А время не терпит, не терпит потому, что оно пришло исторически, политически и случайно. Прекрасные, истинные слова Г[осударя], сказанные, в М[оскве], облетели всё Государство, все слои, и запомнились всем, во-первых, потому что они сказаны были не о параде и живых картинах, а о деле, близком сердцу каждого, во-вторых, что они откровенно-прямо-истинны. – Невозможно отречься от них, опять потому что они истинны, или надо уронять в грязь prestige трона, нельзя откладывать их исполнения, потому что его дожидают люди
Пусть только объявят ясно, внятно, законом обнародованным: кому принадлежит земля, наход[ящаяся] в владении крепостных, и пусть объявят всех вольными, с условием оставаться в продолжение 6 м[есяцев] на прежних условиях, и пусть под надсмотром чин[овников], назначен[ных] для этого, прикажут составить условия, на к[оторых] останутся отношения крест[ьян] с помещ[иками], пусть допустят даже свободное переселение с земель и определят по губерниям minimum его. Нет другого выхода, а выход необходим. – Ежели в 6 месяцев креп[остные] не будут свободны – пожар. Всё уже готово к нему, не достает изменнической руки, к[отор]ая бы подложила огонь бунта, и тогда пожар везде. Мы все говорили: это много труда, обдумыванья, времени. Нет! время приспело. Есть 3 выхода: деньги! Их нет. Расчетом уплатой – время нет. И 3 – без земли. Можно после утвердить. Первая пригото[вительная] мера – объявление, нечего скрываться, все знают.

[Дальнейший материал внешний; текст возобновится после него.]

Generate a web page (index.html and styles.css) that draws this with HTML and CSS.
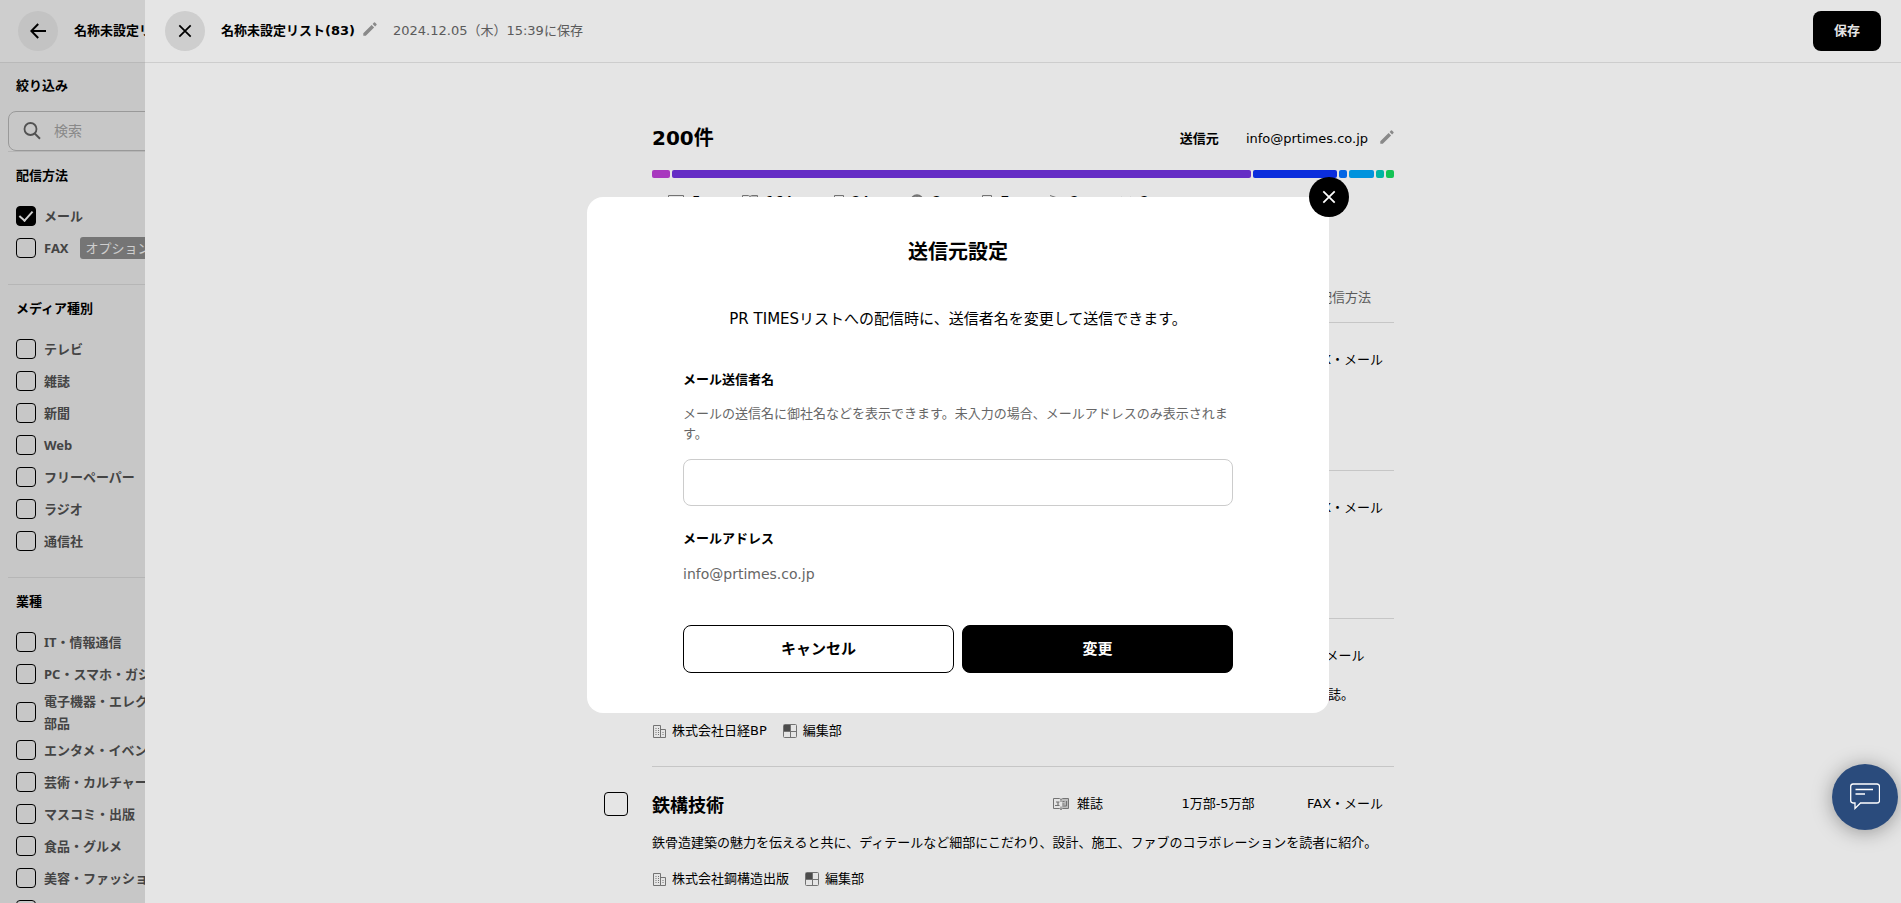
FILE: index.html
```html
<!DOCTYPE html>
<html lang="ja">
<head>
<meta charset="utf-8">
<meta name="viewport" content="width=device-width, initial-scale=1">
<title>名称未設定リスト(83)</title>
<link rel="stylesheet" href="styles.css">
</head>
<body>
<svg class="defs" aria-hidden="true">
  <symbol id="i-close" viewBox="0 0 16 16"><path d="M1.500 1.500 14.500 14.500M14.500 1.500 1.500 14.500" fill="none" stroke="currentColor" stroke-width="2"/></symbol>
  <symbol id="i-back" viewBox="0 0 16 16"><path d="M16 8H1.500M8.200 1 1.300 8l6.900 7" fill="none" stroke="currentColor" stroke-width="2"/></symbol>
  <symbol id="i-pencil" viewBox="0 0 14 14"><path d="M.3 13.700v-2.500L8.600 2.900l2.500 2.500-8.300 8.300zM9.600 1.900 11 .5q.5-.4 1 0l1.500 1.500q.4.500 0 1l-1.400 1.400z" fill="currentColor"/></symbol>
  <symbol id="i-search" viewBox="0 0 18 18"><circle cx="7.500" cy="7" r="6" fill="none" stroke="currentColor" stroke-width="1.800"/><path d="m11.500 11.300 5.500 5.500" stroke="currentColor" stroke-width="2"/></symbol>
  <symbol id="i-building" viewBox="0 0 14 14"><path d="M1.500 13.500V1.500h7v12zM8.500 5.500h5v8h-5z" fill="none" stroke="currentColor"/><path d="M4 4v8M6.500 4v8M11 8v4" stroke="currentColor" stroke-dasharray="1 1"/></symbol>
  <symbol id="i-dept" viewBox="0 0 14 14"><rect x=".5" y=".5" width="13" height="13" rx="1" fill="none" stroke="currentColor"/><path d="M7.500 0v14M0 7.500h14" stroke="currentColor"/><path d="M1 1h6v6H1z" fill="#555"/></symbol>
  <symbol id="i-book" viewBox="0 0 16 12"><path d="M9 1h6v9H9z" fill="currentColor" opacity=".35"/><path d="M.5.5h6L8 1.500 9.500.5h6v10h-6L8 11.500 6.500 10.500h-6zM8 1.500V4M8 8.500v3" fill="none" stroke="currentColor"/><path d="M3 4h3.500M2 7.500h4.500M5 4v3M9.500 3.500h2M9.500 6h2M9.500 8h4M13.500 3v5" fill="none" stroke="currentColor" stroke-width="1.200"/></symbol>
  <symbol id="i-tv" viewBox="0 0 16 12"><path d="M.5.5h15v9H.5zM4 11.500h8" fill="none" stroke="currentColor"/></symbol>
  <symbol id="i-paper" viewBox="0 0 10 12"><path d="M.5.5h9v11h-9zM3 4h4M3 7h4" fill="none" stroke="currentColor"/></symbol>
  <symbol id="i-globe" viewBox="0 0 14 14"><circle cx="7" cy="7" r="6" fill="#999" stroke="currentColor" stroke-width="1.500"/><path d="M1 7h12M7 1v12" stroke="currentColor"/></symbol>
  <symbol id="i-radio" viewBox="0 0 12 12"><path d="m0 .5 9 3M.5 3.500h11v8H.5z" fill="none" stroke="currentColor"/></symbol>
  <symbol id="i-agency" viewBox="0 0 12 12"><path d="M1 2l4 3M11 2 7 5M6 5v7" fill="none" stroke="currentColor"/></symbol>
  <symbol id="i-chat" viewBox="0 0 30 28"><path d="M3 1h24a2.500 2.500 0 0 1 2.500 2.500v14A2.500 2.500 0 0 1 27 20H10.500L5 25.500V20H3A2.500 2.500 0 0 1 .7 17.500v-14A2.500 2.500 0 0 1 3 1z" fill="none" stroke="currentColor" stroke-width="1.300"/><path d="M5.500 6.500H23M5.500 11H15" stroke="currentColor" stroke-width="1.300"/></symbol>
</svg>

<div class="page">
  <header class="bar">
    <button class="round" type="button" aria-label="戻る"><svg width="16" height="16"><use href="#i-back"/></svg></button>
    <h1 class="bar-title">名称未設定リスト(83)</h1>
  </header>
  <aside class="filters">
    <h2 class="filters-title">絞り込み</h2>
    <div class="search">
      <svg width="18" height="18"><use href="#i-search"/></svg>
      <input type="search" placeholder="検索" aria-label="検索">
    </div>
    <section class="group">
      <h3>配信方法</h3>
      <label><input class="check" type="checkbox" checked><span>メール</span></label>
      <label><input class="check" type="checkbox"><span>FAX</span><em class="option">オプション</em></label>
    </section>
    <section class="group">
      <h3>メディア種別</h3>
      <label><input class="check" type="checkbox"><span>テレビ</span></label>
      <label><input class="check" type="checkbox"><span>雑誌</span></label>
      <label><input class="check" type="checkbox"><span>新聞</span></label>
      <label><input class="check" type="checkbox"><span>Web</span></label>
      <label><input class="check" type="checkbox"><span>フリーペーパー</span></label>
      <label><input class="check" type="checkbox"><span>ラジオ</span></label>
      <label><input class="check" type="checkbox"><span>通信社</span></label>
    </section>
    <section class="group">
      <h3>業種</h3>
      <label><input class="check" type="checkbox"><span>IT・情報通信</span></label>
      <label><input class="check" type="checkbox"><span>PC・スマホ・ガジェット</span></label>
      <label><input class="check" type="checkbox"><span>電子機器・エレクトロニクス<br>部品</span></label>
      <label><input class="check" type="checkbox"><span>エンタメ・イベント</span></label>
      <label><input class="check" type="checkbox"><span>芸術・カルチャー</span></label>
      <label><input class="check" type="checkbox"><span>マスコミ・出版</span></label>
      <label><input class="check" type="checkbox"><span>食品・グルメ</span></label>
      <label><input class="check" type="checkbox"><span>美容・ファッション</span></label>
      <label><input class="check" type="checkbox" aria-label="その他"></label>
    </section>
  </aside>
</div>

<div class="drawer-layer">
  <section class="drawer">
    <header class="bar">
      <button class="round" type="button" aria-label="閉じる"><svg width="14" height="14"><use href="#i-close"/></svg></button>
      <h2 class="bar-title">名称未設定リスト(83)</h2>
      <button class="pencil" type="button" aria-label="名称を編集"><svg width="14" height="14"><use href="#i-pencil"/></svg></button>
      <p class="saved">2024.12.05（木）15:39に保存</p>
      <button class="save" type="button">保存</button>
    </header>
    <main class="content">
      <div class="summary">
        <p class="total">200件</p>
        <dl class="sender"><dt>送信元</dt><dd>info@prtimes.co.jp</dd></dl>
        <button class="pencil" type="button" aria-label="送信元を編集"><svg width="14" height="14"><use href="#i-pencil"/></svg></button>
      </div>
      <div class="ratio">
        <i class="tv" style="flex-grow:18"></i>
        <i class="magazine" style="flex-grow:579"></i>
        <i class="news" style="flex-grow:84"></i>
        <i class="web" style="flex-grow:8"></i>
        <i class="free" style="flex-grow:25"></i>
        <i class="radio" style="flex-grow:8"></i>
        <i class="agency" style="flex-grow:8"></i>
      </div>
      <ul class="stats">
        <li><svg width="16" height="12"><use href="#i-tv"/></svg>5</li>
        <li><svg width="16" height="12"><use href="#i-book"/></svg>164</li>
        <li><svg width="10" height="12"><use href="#i-paper"/></svg>24</li>
        <li><svg width="14" height="14"><use href="#i-globe"/></svg>2</li>
        <li><svg width="10" height="12"><use href="#i-paper"/></svg>7</li>
        <li><svg width="12" height="12"><use href="#i-radio"/></svg>2</li>
        <li><svg width="12" height="12"><use href="#i-agency"/></svg>2</li>
      </ul>
      <table class="media">
        <colgroup><col class="c-check"><col><col class="c-type"><col class="c-copies"><col class="c-method"></colgroup>
        <thead><tr><td></td><th></th><th></th><th></th><th>配信方法</th></tr></thead>
        <tbody>
          <tr class="head"><td></td><td></td><td></td><td></td><td>FAX・メール</td></tr>
          <tr class="detail"><td></td><td colspan="4"><p class="about"></p><p class="org"></p></td></tr>
        </tbody>
        <tbody>
          <tr class="head"><td></td><td></td><td></td><td></td><td>FAX・メール</td></tr>
          <tr class="detail"><td></td><td colspan="4"><p class="about"></p><p class="org"></p></td></tr>
        </tbody>
        <tbody>
          <tr class="head"><td></td><td></td><td></td><td></td><td>メール</td></tr>
          <tr class="detail"><td></td><td colspan="4"><p class="about end">誌。</p>
            <p class="org"><span><svg width="14" height="14"><use href="#i-building"/></svg>株式会社日経BP</span><span><svg width="14" height="14"><use href="#i-dept"/></svg>編集部</span></p></td></tr>
        </tbody>
        <tbody>
          <tr class="head"><td><input class="check large" type="checkbox" aria-label="鉄構技術"></td><td class="name">鉄構技術</td><td><span class="type"><svg width="16" height="12"><use href="#i-book"/></svg>雑誌</span></td><td>1万部-5万部</td><td>FAX・メール</td></tr>
          <tr class="detail"><td></td><td colspan="4"><p class="about">鉄骨造建築の魅力を伝えると共に、ディテールなど細部にこだわり、設計、施工、ファブのコラボレーションを読者に紹介。</p>
            <p class="org"><span><svg width="14" height="14"><use href="#i-building"/></svg>株式会社鋼構造出版</span><span><svg width="14" height="14"><use href="#i-dept"/></svg>編集部</span></p></td></tr>
        </tbody>
      </table>
    </main>
  </section>
</div>

<div class="modal-layer">
  <form class="modal" role="dialog" aria-labelledby="modal-title">
    <button class="modal-close" type="button" aria-label="閉じる"><svg width="14" height="14"><use href="#i-close"/></svg></button>
    <h2 id="modal-title">送信元設定</h2>
    <p class="lead">PR TIMESリストへの配信時に、送信者名を変更して送信できます。</p>
    <label class="label" for="sender-name">メール送信者名</label>
    <p class="help" id="sender-help">メールの送信名に御社名などを表示できます。未入力の場合、メールアドレスのみ表示されます。</p>
    <input class="field" id="sender-name" type="text" aria-describedby="sender-help">
    <h3 class="label">メールアドレス</h3>
    <p class="mail">info@prtimes.co.jp</p>
    <div class="actions">
      <button type="button">キャンセル</button>
      <button class="primary" type="button">変更</button>
    </div>
  </form>
</div>

<button class="chat" type="button" aria-label="チャット"><svg width="30" height="28"><use href="#i-chat"/></svg></button>
</body>
</html>
```

FILE: styles.css
```css
* { box-sizing: border-box; margin: 0; padding: 0; }
body {
  height: 100vh;
  overflow: hidden;
  font: 13px/24px "DejaVu Sans", "Noto Sans CJK JP", sans-serif;
  color: #000;
  background: #fff;
}
button, input { font: inherit; color: inherit; }
button { border: 0; background: none; cursor: pointer; }
svg { display: block; flex: none; }
ul { list-style: none; }
.defs { position: absolute; width: 0; height: 0; }

/* header bars */
.bar {
  display: flex;
  align-items: center;
  height: 63px;
  padding: 0 20px 1px;
  border-bottom: 1px solid #e5e5e5;
  background: #fff;
}
.round {
  display: grid;
  place-items: center;
  width: 40px;
  height: 40px;
  border-radius: 50%;
  background: #e6e6e6;
}
.bar-title { margin-left: 16px; font-size: 13px; font-weight: bold; white-space: nowrap; }
.pencil { margin-left: 8px; padding-bottom: 3px; color: #999; }
.saved { margin-left: 16px; color: #666; }
.save {
  height: 40px;
  margin-left: auto;
  padding: 0 21px;
  border-radius: 8px;
  background: #000;
  color: #fff;
  font-weight: bold;
}

/* filter column */
.page { min-height: 100vh; background: #f7f7f7; }
.page > .bar { padding-left: 18px; }
.page .round { background: #f2f2f2; }
.filters { width: 272px; padding: 12px 8px 0; line-height: 22px; }
.filters-title, .group h3 { padding-left: 8px; font-size: 13px; font-weight: bold; }
.search {
  display: flex;
  align-items: center;
  gap: 13px;
  height: 40px;
  margin-top: 14px;
  padding-left: 14px;
  border: 1px solid #bebebe;
  border-radius: 8px;
  color: #666;
}
.search input { flex: 1; min-width: 0; border: 0; outline: 0; background: none; font-size: 14px; }
.search input::placeholder { color: #aaa; }
.group { padding: 13px 0 20px; border-top: 1px solid #e2e2e2; }
.group h3 { margin-bottom: 13px; }
.group label {
  display: flex;
  align-items: center;
  gap: 8px;
  min-height: 32px;
  padding-left: 8px;
  font-family: "Noto Sans", "Noto Sans CJK JP", sans-serif;
  font-weight: bold;
  color: #555;
  white-space: nowrap;
}
.option { margin-left: 3px; padding: 0 6px; border-radius: 3px; background: #919191; color: #fff; font-style: normal; font-weight: normal; }
.check {
  appearance: none;
  flex: none;
  display: grid;
  place-items: center;
  width: 20px;
  height: 20px;
  border: 1px solid #000;
  border-radius: 4px;
}
.check:checked { background: #000; }
.check:checked::after {
  content: "";
  width: 6px;
  height: 11px;
  margin-bottom: 3px;
  border: solid #fff;
  border-width: 0 2px 2px 0;
  rotate: 42deg;
}
.check.large { width: 24px; height: 24px; }

/* list drawer */
.drawer-layer, .modal-layer { position: fixed; inset: 0; background: rgba(0, 0, 0, .1); }
.drawer-layer { padding-left: 145px; }
.drawer { height: 100%; overflow: hidden; background: #fff; }
.content { max-width: 742px; margin: 0 auto; padding-top: 62px; }
.summary { display: flex; align-items: center; }
.total { font-size: 20px; font-weight: bold; }
.sender { display: flex; gap: 27px; margin: 2px 0 0 auto; }
.sender dt { font-weight: bold; }
.summary .pencil { margin-left: 12px; }
.ratio { display: flex; gap: 2px; height: 8px; margin-top: 19px; }
.ratio i { flex: 0 1 0; border-radius: 2px; }
.tv { background: #bc40d4; }
.magazine { background: #7133dc; }
.news { background: #0d34f5; }
.web { background: #0071ff; }
.free { background: #00a4f7; }
.radio { background: #00c9b7; }
.agency { background: #17da5e; }
.stats { display: flex; gap: 41px; padding: 11px 16px 73px; font-size: 14px; }
.stats li { display: flex; align-items: center; gap: 8px; }
.stats svg, .type svg, .org svg { color: #808080; }

.media { width: calc(100% + 48px); margin-left: -48px; border-collapse: collapse; table-layout: fixed; }
.c-check { width: 48px; }
.c-type { width: 124px; }
.c-copies { width: 156px; }
.c-method { width: 98px; }
.media th { height: 36px; padding-bottom: 12px; border-bottom: 1px solid #ddd; color: #666; font-weight: normal; }
.head td { height: 49px; padding-top: 25px; text-align: center; vertical-align: top; }
.head td:first-child { text-align: left; }
.head .name { font: bold 18px/24px "Noto Sans CJK JP", sans-serif; text-align: left; }
.type { display: flex; justify-content: center; align-items: center; gap: 8px; }
.detail td + td { padding: 15px 0 23px; border-bottom: 1px solid #ddd; }
.about { height: 24px; white-space: nowrap; }
.about.end { padding-right: 40px; text-align: right; }
.org { display: flex; gap: 16px; height: 24px; margin-top: 12px; }
.org span { display: flex; align-items: center; gap: 6px; }

/* sender dialog */
.modal-layer { display: grid; place-items: center; padding: 7px 0 0 15px; }
.modal {
  position: relative;
  width: 742px;
  padding: 40px 96px;
  border-radius: 16px;
  background: #fff;
}
.modal-close {
  position: absolute;
  top: -20px;
  right: -20px;
  display: grid;
  place-items: center;
  width: 40px;
  height: 40px;
  border-radius: 50%;
  background: #000;
  color: #fff;
}
.modal h2 { font-size: 20px; line-height: 30px; text-align: center; }
.lead { margin: 40px 0 37px; font-size: 15px; text-align: center; }
.label { display: block; font-size: 13px; font-weight: bold; }
.help { margin: 12px 0 15px; line-height: 20px; color: #666; }
.field { display: block; width: 100%; height: 47px; margin-bottom: 21px; padding: 0 12px; border: 1px solid #ccc; border-radius: 8px; }
.mail { margin: 11px 0 39px; font-size: 14px; color: #666; }
.actions { display: flex; gap: 8px; }
.actions button { flex: 1; height: 48px; border: 1px solid #000; border-radius: 8px; font-size: 15px; font-weight: bold; }
.actions .primary { background: #000; color: #fff; }

.chat {
  position: fixed;
  right: 3px;
  bottom: 73px;
  display: grid;
  place-items: center;
  width: 66px;
  height: 66px;
  border-radius: 50%;
  background: #2a4b7c;
  color: #fff;
  box-shadow: 0 2px 20px rgba(0, 0, 0, .35);
}
```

В. П. Боткину. 1857 г. марта 24–25/апреля 5–6. Париж
В. П. Боткину. 1857 г. марта 24–25/апреля 5–6. Париж
Это очень нехорошо, что вы больны, дорогой Василий Петрович: я боюсь, как бы это не расстроило ваш план поездки за границу. Мне и в Петербурге казалось и по письму вашему кажется, что вам не хочется ехать. Приезжайте, милейший и мудрейший друг, разумеется мы бы съехались с вами; а я алкаю вас видеть и беседовать с вами. – Я живу всё в Париже, вот скоро 2 месяца и не предвижу того времени, когда этот город потеряет для меня интерес и эта жизнь свою прелесть. Я круглая невежда; нигде я не почувствовал этого так сильно, как здесь. Стало быть, уж за одно это я могу быть доволен и счастлив моей жизнью тут; тем более, что здесь тоже я чувствую, что это невежество не безнадежно. Потом наслаждения искусствами, Лувр, Versailles, консерватория, квартеты, театры, лекции в Collège de Fr[ance] и Сорбон, а главное социальной свободой, о которой я в России не имел даже понятия, всё это делает то, что я не раньше 2-х месяцев, времени, когда начнется курс на водах, уеду из Парижа или из деревни около Парижа, где я на днях хочу поселиться. У Тургенева кажется действительно сперматорея, он едет на воды, когда и куда, еще не решено. Он жалок ужасно. Страдает морально так, как может только страдать человек с его воображением. Только очень недавно я успел устроиться так, что несколько часов в день работаю. Ужасно грязна сфера Кизиветтера, и это немножко охлаждает меня, но все-таки работаю с удовольствием.